I’ve come across the same story three times now.
The most recent encounter came because we have just caught
up with the new phenomenon of live streaming opera into local cinema. We watched Don Giovanni from the Royal Opera
House at the John Whitgift Film Theatre in this parish last week and then Peter
Grimes from the English National Opera at the Parkway Cinema in Cleethorpes at
the weekend.
The music and plot of Don Giovanni I knew well, but that of
Peter Grimes I was only vaguely aware. I
discover that Britten was inspired by a poem by Crabbe (who turns out to have
been born in Aldeburgh), which I now find includes lines like these
Peter had
heard there were in London then –
Still have
their being! – workhouse-clearing men,
Who,
undisturbed by feelings just or kind,
Would parish
boys to needy tradesmen bind;
They in
their want a trifling sum would take,
And toiling
slaves of piteous orphans make.
Such Peter
sought, and when a lad was found,
The sum was dealt with, and the slave was bound.
In the poem, three of Grimes' apprentices then die in quick
succession from a variety of maltreatment and neglect.
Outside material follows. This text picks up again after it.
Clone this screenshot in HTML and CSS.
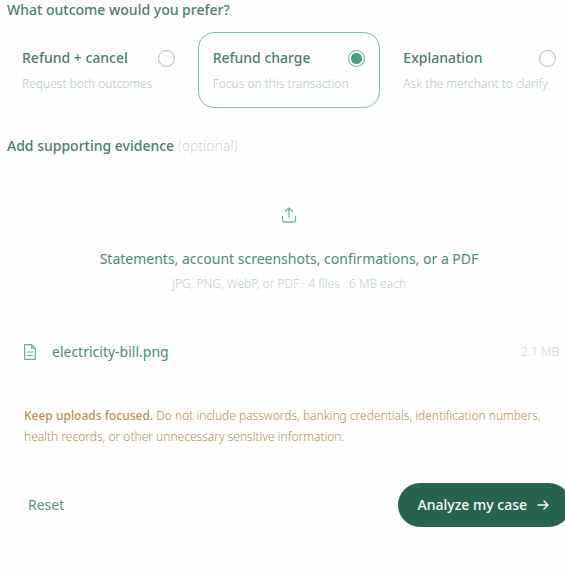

The opera turns on just such a progress.
Reading the poem for the first time this week took me back
to my first encounter with the story in Distant Water, CPO Media’s 2011 account
of Grimsby’s fishing fleet, which includes this (referring to a period fifty
years or so after Crabbe’s poem):
Smack owners began to take advantage of a plentiful source
of labour, apprenticing young, poor and underprivileged boys from workhouses,
reformatories and charitable institutions across the country, focusing
particularly on poverty stricken urban areas...
By the 1860s the system begun to attract criticism. Complaints of malnouishment and physical
abuse or young fisher-lads was becoming widespread. In 1865... the skipper and first mate of... a
Hull fishing smack were prosecuted for the mainslaughter of their 13 year-old
apprentice... One of the most controversial aspects of the apprentice system
was the number of young boys imprisoned... for refusing to go to sea.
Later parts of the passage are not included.